- Exercise: Report how many lines in the records below contain the word "this". Give only the number.

Web page code records
****************************************

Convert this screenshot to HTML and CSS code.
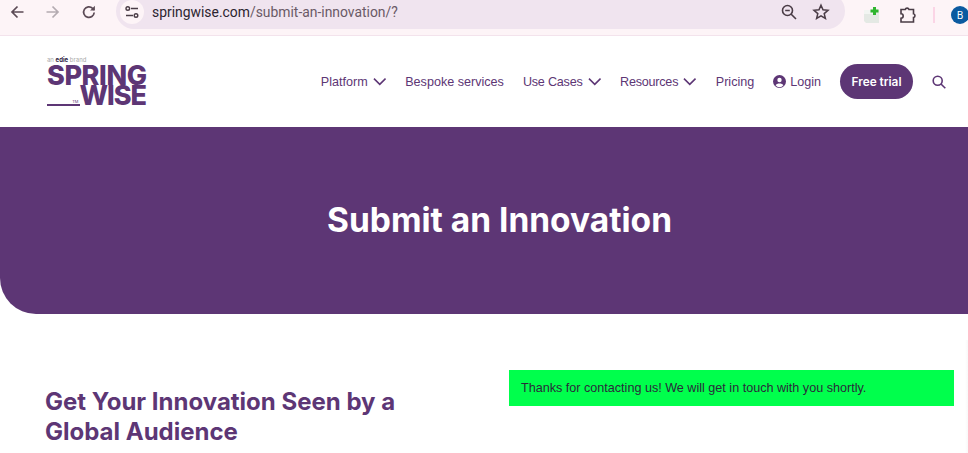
FILE: index.html
```html
<!DOCTYPE html>
<html>
<head>
  <title>Submit an Innovation</title>
  <link rel="stylesheet" href="styles.css">
</head>
<body>

  <!-- Browser toolbar -->
  <div class="toolbar">
    <svg class="tool-icon back" width="16" height="16" viewBox="0 0 16 16"><path d="M14.500 8H3M8.500 2.500 3 8l5.500 5.500" fill="none" stroke="#5b4a55" stroke-width="1.700"/></svg>
    <svg class="tool-icon forward" width="16" height="16" viewBox="0 0 16 16"><path d="M1.500 8H13M7.500 2.500 13 8l-5.500 5.500" fill="none" stroke="#b4abb1" stroke-width="1.700"/></svg>
    <svg class="tool-icon reload" width="16" height="16" viewBox="0 0 16 16"><path d="M13.200 8.500A5.300 5.300 0 1 1 11.600 4.300L13 5.800" fill="none" stroke="#5b4a55" stroke-width="1.700"/><path d="M13.900 1.800v4.800H9.100z" fill="#5b4a55"/></svg>
    <div class="address-bar">
      <span class="site-info">
        <svg width="16" height="16" viewBox="0 0 16 16"><g fill="none" stroke="#4a3c46" stroke-width="1.400"><path d="M7 4.500h7M2 11.500h7"/><circle cx="3.800" cy="4.500" r="1.800"/><circle cx="12" cy="11.500" r="1.800"/></g></svg>
      </span>
      <span class="url"><b>springwise.com</b>/submit-an-innovation/?</span>
      <svg class="bar-icon zoom-icon" width="18" height="18" viewBox="0 0 18 18"><g fill="none" stroke="#4a3c46" stroke-width="1.600"><circle cx="7.500" cy="7.500" r="5"/><path d="m11 11 5 5M5.200 7.500h4.600"/></g></svg>
      <svg class="bar-icon" width="18" height="18" viewBox="0 0 18 18"><path d="m9 2.200 2 4.600 5 .5-3.800 3.300 1.200 4.900L9 12.900l-4.400 2.600 1.200-4.900L2 7.300l5-.5z" fill="none" stroke="#4a3c46" stroke-width="1.500"/></svg>
    </div>
    <svg class="ext-icon" width="18" height="18" viewBox="0 0 18 18"><path d="M1 4h15v13H3l-2-2z" fill="#e4e9e4"/><path d="M1 4h9v4H1z" fill="#f2f5f2"/><path d="M10 1h3v2.500h2.500v3H13V9h-3V6.500H7.500v-3H10z" fill="#2fb52f"/></svg>
    <svg class="puzzle" width="18" height="18" viewBox="0 0 18 18"><path d="M2 3.500h4.200a2 2 0 0 1 3.800 0h4.500v4.300a1.900 1.900 0 0 1 0 3.700V16H2v-3.800a2.200 2.200 0 0 0 0-4.400z" fill="none" stroke="#4a3c46" stroke-width="1.600"/></svg>
    <span class="divider"></span>
    <span class="avatar">B</span>
  </div>

  <!-- Site header -->
  <header class="site-header">
    <a class="logo">
      <span class="logo-tag">an <b>edie</b> brand</span>
      <span class="logo-spring">SPRING</span>
      <span class="logo-bottom">
        <span class="logo-line"></span>
        <span class="logo-tm">TM</span>
        <span class="logo-wise">WISE</span>
      </span>
    </a>
    <nav class="main-nav">
      <a>Platform <svg class="chevron" width="13.500" height="9" viewBox="0 0 14 9"><path d="m1 1.500 6 6 6-6" fill="none" stroke="#5d3675" stroke-width="1.600"/></svg></a>
      <a>Bespoke services</a>
      <a class="tight">Use Cases <svg class="chevron" width="13.500" height="9" viewBox="0 0 14 9"><path d="m1 1.500 6 6 6-6" fill="none" stroke="#5d3675" stroke-width="1.600"/></svg></a>
      <a class="tight">Resources <svg class="chevron" width="13.500" height="9" viewBox="0 0 14 9"><path d="m1 1.500 6 6 6-6" fill="none" stroke="#5d3675" stroke-width="1.600"/></svg></a>
      <a>Pricing</a>
      <a class="login"><svg width="13" height="13" viewBox="0 0 13 13"><circle cx="6.500" cy="6.500" r="6.500" fill="#5d3675"/><circle cx="6.500" cy="5" r="2.200" fill="#fff"/><path d="M2.600 10.300c1-2.300 6.800-2.300 7.800 0a5 5 0 0 1-7.800 0z" fill="#fff"/></svg> Login</a>
      <a class="free-trial">Free trial</a>
      <svg class="search" width="14" height="14" viewBox="0 0 14 14"><g fill="none" stroke="#5d3675" stroke-width="1.600"><circle cx="5.700" cy="5.700" r="4.500"/><path d="m9 9 4.300 4.300"/></g></svg>
    </nav>
  </header>

  <section class="hero">
    <h1>Submit an Innovation</h1>
  </section>

  <main class="content">
    <h2>Get Your Innovation Seen by a Global Audience</h2>
    <div class="success">Thanks for contacting us! We will get in touch with you shortly.</div>
  </main>

  <!-- Faint shade of the overlay scrollbar -->
  <div class="scroll-shade"></div>

</body>
</html>
```

FILE: styles.css
```css
html, body {
  margin: 0;
  height: 100%;
  overflow: hidden;
}

body {
  font-family: Inter, Arial, sans-serif;
  background: #fff;
  color: #5d3675;
}

/* Browser toolbar */
.toolbar {
  display: flex;
  align-items: center;
  height: 35px;
  overflow: hidden;
  border-bottom: 1px solid #f3e3ec;
  background: #fdf4f7;
  padding-left: 9px;
}

.tool-icon {
  flex: none;
  margin-top: -11px;
}

.forward {
  margin-left: 20px;
}

.reload {
  margin-left: 20px;
}

.address-bar {
  display: flex;
  align-items: center;
  flex: none;
  width: 729px;
  height: 36px;
  margin: -13px 0 0 19px;
  border-radius: 18px;
  background: #f0e4ef;
  box-sizing: border-box;
  padding: 2px 15px 0 4px;
}

.site-info {
  display: flex;
  align-items: center;
  justify-content: center;
  width: 24px;
  height: 24px;
  border-radius: 50%;
  background: #fdf4f7;
  margin-right: 8px;
}

.url {
  flex: 1;
  font: 13.900px Roboto, Arial, sans-serif;
  color: #6a5a66;
}

.url b {
  font-weight: 400;
  color: #2c2430;
}

.bar-icon {
  margin-left: 14px;
}

.ext-icon {
  flex: none;
  margin: -6px 0 0 18px;
}

.puzzle {
  flex: none;
  margin: -6px 0 0 18px;
}

.divider {
  flex: none;
  width: 2px;
  height: 16px;
  margin: -6px 0 0 16px;
  background: #fbd5e6;
}

.avatar {
  display: flex;
  align-items: center;
  justify-content: center;
  flex: none;
  width: 18px;
  height: 18px;
  border-radius: 50%;
  margin: -6px 0 0 16px;
  background: #0b5aa0;
  color: #fff;
  font: 10px "Noto Sans", Arial, sans-serif;
}

/* Site header */
.site-header {
  display: flex;
  align-items: center;
  justify-content: space-between;
  height: 91px;
  padding: 0 22px 0 47px;
}

.logo {
  display: flex;
  flex-direction: column;
  width: 100px;
  margin-top: -1px;
}

.logo-tag {
  font-size: 6px;
  line-height: 8px;
  color: #a9a9a9;
}

.logo-tag b {
  color: #2d2140;
}

.logo-spring,
.logo-wise {
  font-family: Inter, Arial, sans-serif;
  font-weight: 800;
  font-size: 27px;
  line-height: 20px;
  white-space: nowrap;
}

.logo-spring {
  margin-top: 2px;
  letter-spacing: -0.400px;
}

.logo-bottom {
  display: flex;
  align-items: flex-end;
}

.logo-line {
  flex: none;
  width: 33px;
  height: 2px;
  background: #5d3675;
}

.logo-tm {
  flex: 1;
  font-size: 4px;
  line-height: 8px;
  margin-left: -9px;
  text-align: right;
}

.logo-wise {
  margin: 0 1px 0 1px;
  letter-spacing: -1px;
}

.main-nav {
  display: flex;
  align-items: center;
  gap: 19px;
  font-family: "Liberation Sans", Arial, sans-serif;
  font-size: 12.600px;
}

.main-nav a {
  display: flex;
  align-items: center;
  gap: 5px;
  white-space: nowrap;
}

.main-nav .tight {
  letter-spacing: -0.220px;
}

.main-nav .login {
  gap: 4px;
}

.main-nav .free-trial {
  height: 35px;
  padding: 0 11.500px;
  border-radius: 18px;
  background: #5d3675;
  color: #fff;
  font-family: Inter, Arial, sans-serif;
  font-size: 11.800px;
  font-weight: 600;
}

/* Hero */
.hero {
  display: flex;
  align-items: center;
  justify-content: center;
  height: 187px;
  padding-left: 31px;
  box-sizing: border-box;
  background: #5d3675;
  border-bottom-left-radius: 36px;
}

.hero h1 {
  margin: 0 0 1px;
  color: #fff;
  font-size: 33.500px;
  font-weight: 700;
}

/* Form area */
.content {
  display: grid;
  grid-template-columns: 464px 445px;
  align-items: start;
  padding: 56px 0 0 45px;
}

.content h2 {
  margin: 17px 0 0;
  width: 380px;
  font-size: 24px;
  line-height: 30px;
  font-weight: 700;
}

.success {
  padding: 10px 12px;
  height: 36px;
  box-sizing: border-box;
  background: #00ff4c;
  color: #2a2a3a;
  font-family: "Liberation Sans", Arial, sans-serif;
  font-size: 12.600px;
  line-height: 16px;
}

.scroll-shade {
  position: absolute;
  top: 340px;
  right: 0;
  bottom: 0;
  width: 3px;
  background: linear-gradient(to right, #fff, #f8f8f8);
}
```
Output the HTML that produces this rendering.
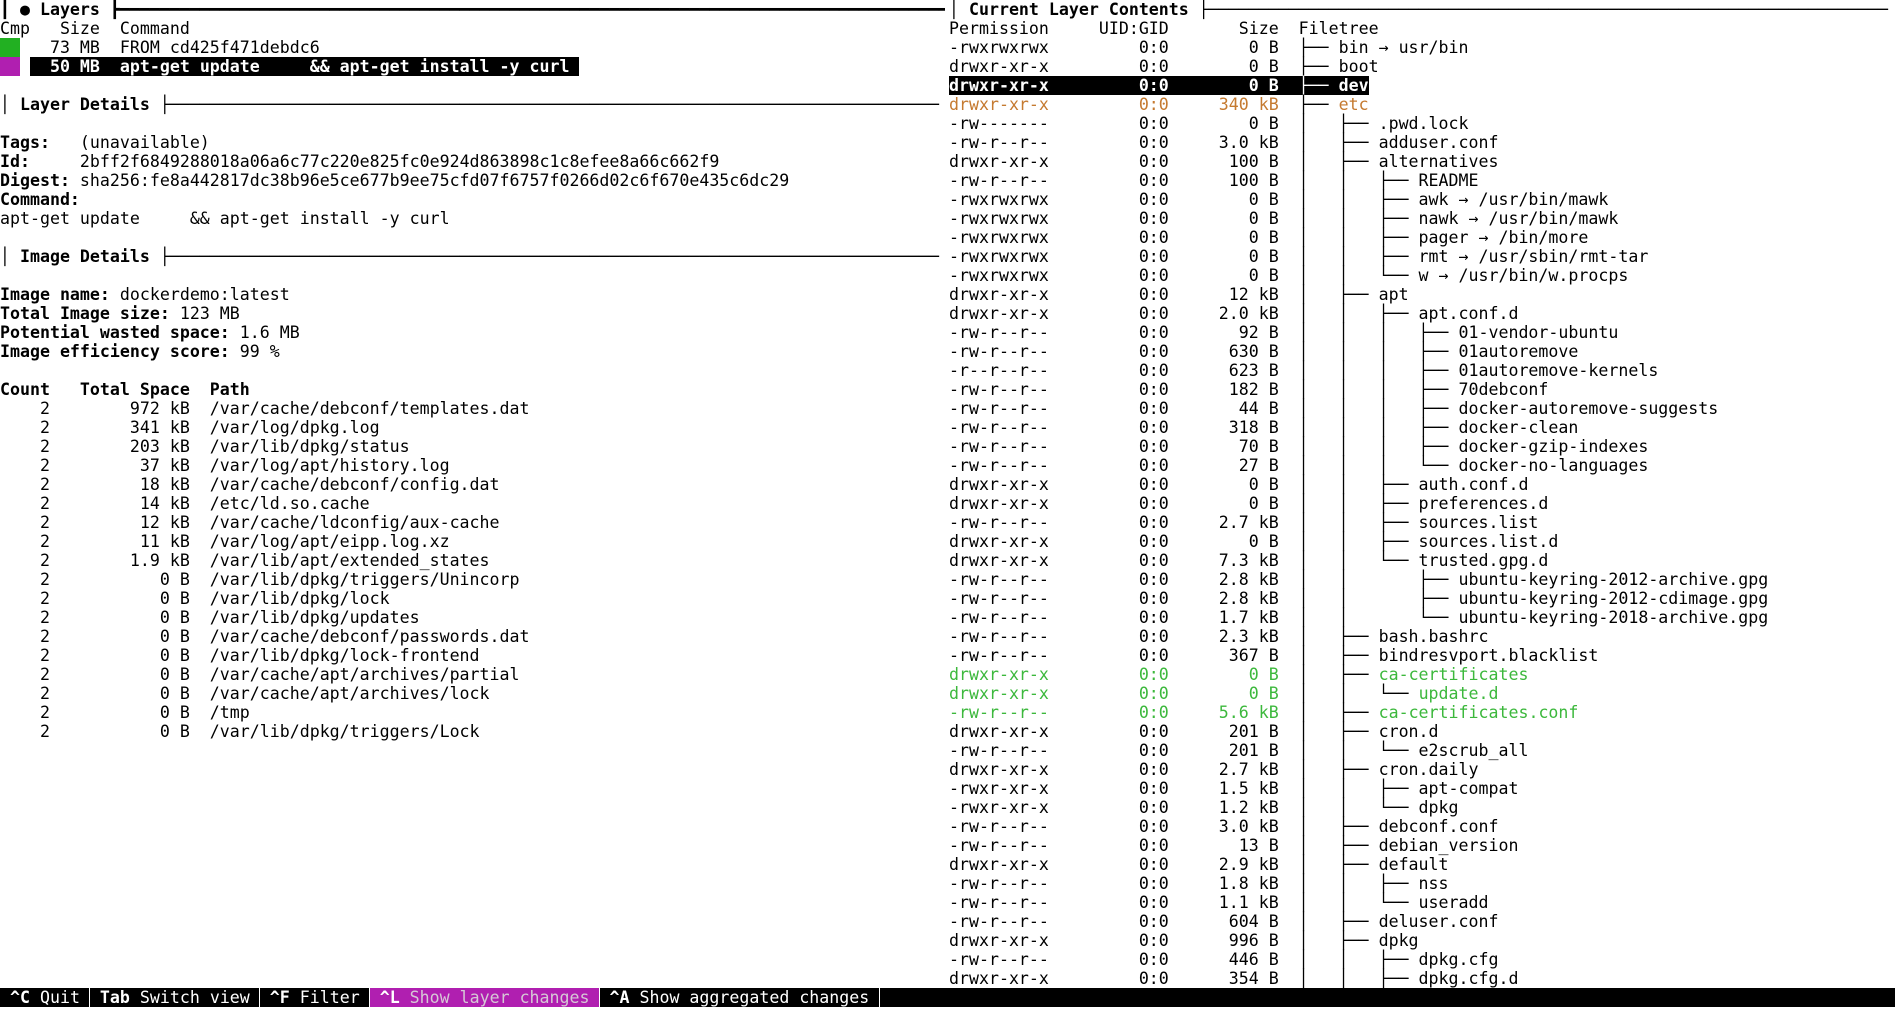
<!DOCTYPE html>
<html><head><meta charset="utf-8"><style>
html,body{margin:0;padding:0;background:#fff;}
body{width:1895px;height:1011px;overflow:hidden;position:relative;}
pre{margin:0;position:absolute;top:0;font-family:"DejaVu Sans Mono","Liberation Mono",monospace;font-size:16.6px;line-height:19px;color:#000;white-space:pre;overflow:hidden;}
#L{left:0;width:945px;}
#R{left:949px;width:946px;}
.g{background:#22b022;}
.m{background:#b01fb0;}
.sel{background:#000;color:#fff;font-weight:bold;}
.o{color:#c57a30;}
.gr{color:#3cb83c;}
#bar{position:absolute;left:0;top:988px;width:1895px;height:19px;background:#000;}
#bar pre{color:#fff;top:0;left:0;width:1895px;}
#bar .mg{background:#b01fb0;color:#d6c8d6;}
.sep{position:absolute;top:0;width:1px;height:19px;background:#fff;}
</style></head><body>
<pre id="L"><b>┃ ● Layers ┣━━━━━━━━━━━━━━━━━━━━━━━━━━━━━━━━━━━━━━━━━━━━━━━━━━━━━━━━━━━━━━━━━━━━━━━━━━━━━━━━━━━━━━━</b>
Cmp   Size  Command
<span class="g">  </span>   73 MB  FROM cd425f471debdc6
<span class="m">  </span> <span class="sel">  50 MB  apt-get update     &amp;&amp; apt-get install -y curl </span>

│ <b>Layer Details</b> ├─────────────────────────────────────────────────────────────────────────────

<b>Tags:</b>   (unavailable)
<b>Id:</b>     2bff2f6849288018a06a6c77c220e825fc0e924d863898c1c8efee8a66c662f9
<b>Digest:</b> sha256:fe8a442817dc38b96e5ce677b9ee75cfd07f6757f0266d02c6f670e435c6dc29
<b>Command:</b>
apt-get update     &amp;&amp; apt-get install -y curl

│ <b>Image Details</b> ├─────────────────────────────────────────────────────────────────────────────

<b>Image name:</b> dockerdemo:latest
<b>Total Image size:</b> 123 MB
<b>Potential wasted space:</b> 1.6 MB
<b>Image efficiency score:</b> 99 %

<b>Count   Total Space  Path</b>
    2        972 kB  /var/cache/debconf/templates.dat
    2        341 kB  /var/log/dpkg.log
    2        203 kB  /var/lib/dpkg/status
    2         37 kB  /var/log/apt/history.log
    2         18 kB  /var/cache/debconf/config.dat
    2         14 kB  /etc/ld.so.cache
    2         12 kB  /var/cache/ldconfig/aux-cache
    2         11 kB  /var/log/apt/eipp.log.xz
    2        1.9 kB  /var/lib/apt/extended_states
    2           0 B  /var/lib/dpkg/triggers/Unincorp
    2           0 B  /var/lib/dpkg/lock
    2           0 B  /var/lib/dpkg/updates
    2           0 B  /var/cache/debconf/passwords.dat
    2           0 B  /var/lib/dpkg/lock-frontend
    2           0 B  /var/cache/apt/archives/partial
    2           0 B  /var/cache/apt/archives/lock
    2           0 B  /tmp
    2           0 B  /var/lib/dpkg/triggers/Lock
</pre>
<pre id="R">│ <b>Current Layer Contents</b> ├────────────────────────────────────────────────────────────────────
Permission     UID:GID       Size  Filetree
-rwxrwxrwx         0:0        0 B  ├── bin → usr/bin
drwxr-xr-x         0:0        0 B  ├── boot
<span class="sel">drwxr-xr-x         0:0        0 B  ├── dev</span>
<span class="o">drwxr-xr-x         0:0     340 kB</span>  ├── <span class="o">etc</span>
-rw-------         0:0        0 B  │   ├── .pwd.lock
-rw-r--r--         0:0     3.0 kB  │   ├── adduser.conf
drwxr-xr-x         0:0      100 B  │   ├── alternatives
-rw-r--r--         0:0      100 B  │   │   ├── README
-rwxrwxrwx         0:0        0 B  │   │   ├── awk → /usr/bin/mawk
-rwxrwxrwx         0:0        0 B  │   │   ├── nawk → /usr/bin/mawk
-rwxrwxrwx         0:0        0 B  │   │   ├── pager → /bin/more
-rwxrwxrwx         0:0        0 B  │   │   ├── rmt → /usr/sbin/rmt-tar
-rwxrwxrwx         0:0        0 B  │   │   └── w → /usr/bin/w.procps
drwxr-xr-x         0:0      12 kB  │   ├── apt
drwxr-xr-x         0:0     2.0 kB  │   │   ├── apt.conf.d
-rw-r--r--         0:0       92 B  │   │   │   ├── 01-vendor-ubuntu
-rw-r--r--         0:0      630 B  │   │   │   ├── 01autoremove
-r--r--r--         0:0      623 B  │   │   │   ├── 01autoremove-kernels
-rw-r--r--         0:0      182 B  │   │   │   ├── 70debconf
-rw-r--r--         0:0       44 B  │   │   │   ├── docker-autoremove-suggests
-rw-r--r--         0:0      318 B  │   │   │   ├── docker-clean
-rw-r--r--         0:0       70 B  │   │   │   ├── docker-gzip-indexes
-rw-r--r--         0:0       27 B  │   │   │   └── docker-no-languages
drwxr-xr-x         0:0        0 B  │   │   ├── auth.conf.d
drwxr-xr-x         0:0        0 B  │   │   ├── preferences.d
-rw-r--r--         0:0     2.7 kB  │   │   ├── sources.list
drwxr-xr-x         0:0        0 B  │   │   ├── sources.list.d
drwxr-xr-x         0:0     7.3 kB  │   │   └── trusted.gpg.d
-rw-r--r--         0:0     2.8 kB  │   │       ├── ubuntu-keyring-2012-archive.gpg
-rw-r--r--         0:0     2.8 kB  │   │       ├── ubuntu-keyring-2012-cdimage.gpg
-rw-r--r--         0:0     1.7 kB  │   │       └── ubuntu-keyring-2018-archive.gpg
-rw-r--r--         0:0     2.3 kB  │   ├── bash.bashrc
-rw-r--r--         0:0      367 B  │   ├── bindresvport.blacklist
<span class="gr">drwxr-xr-x         0:0        0 B</span>  │   ├── <span class="gr">ca-certificates</span>
<span class="gr">drwxr-xr-x         0:0        0 B</span>  │   │   └── <span class="gr">update.d</span>
<span class="gr">-rw-r--r--         0:0     5.6 kB</span>  │   ├── <span class="gr">ca-certificates.conf</span>
drwxr-xr-x         0:0      201 B  │   ├── cron.d
-rw-r--r--         0:0      201 B  │   │   └── e2scrub_all
drwxr-xr-x         0:0     2.7 kB  │   ├── cron.daily
-rwxr-xr-x         0:0     1.5 kB  │   │   ├── apt-compat
-rwxr-xr-x         0:0     1.2 kB  │   │   └── dpkg
-rw-r--r--         0:0     3.0 kB  │   ├── debconf.conf
-rw-r--r--         0:0       13 B  │   ├── debian_version
drwxr-xr-x         0:0     2.9 kB  │   ├── default
-rw-r--r--         0:0     1.8 kB  │   │   ├── nss
-rw-r--r--         0:0     1.1 kB  │   │   └── useradd
-rw-r--r--         0:0      604 B  │   ├── deluser.conf
drwxr-xr-x         0:0      996 B  │   ├── dpkg
-rw-r--r--         0:0      446 B  │   │   ├── dpkg.cfg
drwxr-xr-x         0:0      354 B  │   │   ├── dpkg.cfg.d
</pre>
<div id="bar"><pre> <b>^C</b> Quit  <b>Tab</b> Switch view  <b>^F</b> Filter <span class="mg"> <b style="color:#fff">^L</b> Show layer changes </span> <b>^A</b> Show aggregated changes </pre>
<div class="sep" style="left:89px"></div><div class="sep" style="left:259px"></div><div class="sep" style="left:369px"></div><div class="sep" style="left:599px"></div><div class="sep" style="left:879px"></div>
</div>
</body></html>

****************************************

- Correct response: 2